O Seminário de Viamão era sua escola e sua casa. Somente nas férias, Angélico tomava um ônibus para São Paulo e outro para Piracicaba: três dias na estrada para encontrar a família e passar alguns dias na terra natal. Visitava também Ribeirão Preto, cidade que escolheu como diocese, antes mesmo da ordenação.

No outono de 1959, enviou um convite para seus pais, em Piracicaba:

Exmo. Sr. Duílio Bernardino, mamãe e manas.

O Diác. Angélico Sândalo Bernardino, que, por graça de Deus, será admitido ao Sacerdócio de Cristo pela imposição das mãos de S. Excia. Revma.
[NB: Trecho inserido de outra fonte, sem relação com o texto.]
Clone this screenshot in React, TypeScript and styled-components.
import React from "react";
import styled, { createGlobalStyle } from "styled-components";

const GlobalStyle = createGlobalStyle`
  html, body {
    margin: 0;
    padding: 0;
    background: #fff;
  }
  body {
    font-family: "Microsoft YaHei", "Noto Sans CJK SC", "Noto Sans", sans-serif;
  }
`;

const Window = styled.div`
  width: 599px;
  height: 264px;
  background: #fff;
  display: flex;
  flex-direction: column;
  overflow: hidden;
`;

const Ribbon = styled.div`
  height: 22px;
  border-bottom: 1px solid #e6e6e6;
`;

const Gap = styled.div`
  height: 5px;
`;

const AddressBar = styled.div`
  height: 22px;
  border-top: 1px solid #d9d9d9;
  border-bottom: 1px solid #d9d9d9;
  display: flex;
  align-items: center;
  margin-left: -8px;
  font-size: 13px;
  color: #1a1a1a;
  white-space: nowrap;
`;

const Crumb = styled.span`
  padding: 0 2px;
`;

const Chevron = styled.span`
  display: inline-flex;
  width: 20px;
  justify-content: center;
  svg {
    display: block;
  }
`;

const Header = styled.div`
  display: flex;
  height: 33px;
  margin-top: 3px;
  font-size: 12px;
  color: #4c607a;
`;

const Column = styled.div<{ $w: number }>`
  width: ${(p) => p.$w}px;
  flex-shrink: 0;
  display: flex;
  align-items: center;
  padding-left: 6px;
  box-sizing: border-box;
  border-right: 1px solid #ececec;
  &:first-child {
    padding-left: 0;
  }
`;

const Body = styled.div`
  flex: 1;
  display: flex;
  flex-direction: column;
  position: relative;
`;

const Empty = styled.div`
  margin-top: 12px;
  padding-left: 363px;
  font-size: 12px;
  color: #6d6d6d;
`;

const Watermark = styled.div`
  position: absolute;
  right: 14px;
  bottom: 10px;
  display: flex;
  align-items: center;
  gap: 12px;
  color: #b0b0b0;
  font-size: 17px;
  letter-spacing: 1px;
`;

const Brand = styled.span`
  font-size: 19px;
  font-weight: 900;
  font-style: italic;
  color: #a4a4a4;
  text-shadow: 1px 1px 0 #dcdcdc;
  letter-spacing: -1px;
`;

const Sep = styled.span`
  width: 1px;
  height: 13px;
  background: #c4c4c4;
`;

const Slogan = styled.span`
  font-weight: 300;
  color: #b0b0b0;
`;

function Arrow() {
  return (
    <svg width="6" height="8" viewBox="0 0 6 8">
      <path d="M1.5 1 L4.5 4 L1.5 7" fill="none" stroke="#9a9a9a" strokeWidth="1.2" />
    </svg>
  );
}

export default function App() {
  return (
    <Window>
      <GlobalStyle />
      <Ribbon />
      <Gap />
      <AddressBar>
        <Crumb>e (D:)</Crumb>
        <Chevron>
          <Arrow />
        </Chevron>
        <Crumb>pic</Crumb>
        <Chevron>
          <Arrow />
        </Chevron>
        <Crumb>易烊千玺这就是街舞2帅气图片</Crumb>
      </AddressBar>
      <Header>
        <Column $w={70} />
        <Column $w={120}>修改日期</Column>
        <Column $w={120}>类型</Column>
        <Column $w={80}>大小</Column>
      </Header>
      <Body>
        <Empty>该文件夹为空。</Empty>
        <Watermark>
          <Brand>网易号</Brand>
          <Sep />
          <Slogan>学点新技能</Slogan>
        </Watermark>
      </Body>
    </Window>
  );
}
D. Luís do Amaral Mousinho, na Catedral de Ribeirão Preto, aos 12 de julho pf., às 8 horas, e celebrará sua Primeira Missa Solene (Piracicaba), aos 19 de julho, 9 horas, quer fazer de V. Excia. um conviva de suas alegrias sacerdotais, unidos no mesmo hino de Ação de Graças.

Viamão, junho de 1959.

Os irmãos se cotizaram para alugar um ônibus e marcar presença no dia 12 de julho de 1959. O filho de lavrador, que andava descalço e colava nas provas, foi ordenado por Dom Luís do Amaral Mousinho. Uma semana depois, o agora Padre Angélico celebrou sua primeira missa, na Matriz de Saltinho. Antônio Bernardino, o irmão mais velho, foi um dos paraninfos da cerimônia. Padre Oscar Serra de Amaral foi o padrinho. Confirmado o sacramento da ordem, Padre Angélico ainda precisou voltar a Viamão para o último semestre de teologia.

Em janeiro de 1960, Padre Angélico desembarcou mais uma vez em Ribeirão Preto, munido de sua malinha, agora para ficar. A convite do arcebispo, instalou-se no palácio episcopal. Dom Luís do Amaral Mousinho esperava por ele. Indicou-lhe um quarto e o convidou a retomar o trabalho no Diário de Notícias, agora como redator-chefe: um emprego que, muito em breve, lhe traria problemas com os militares.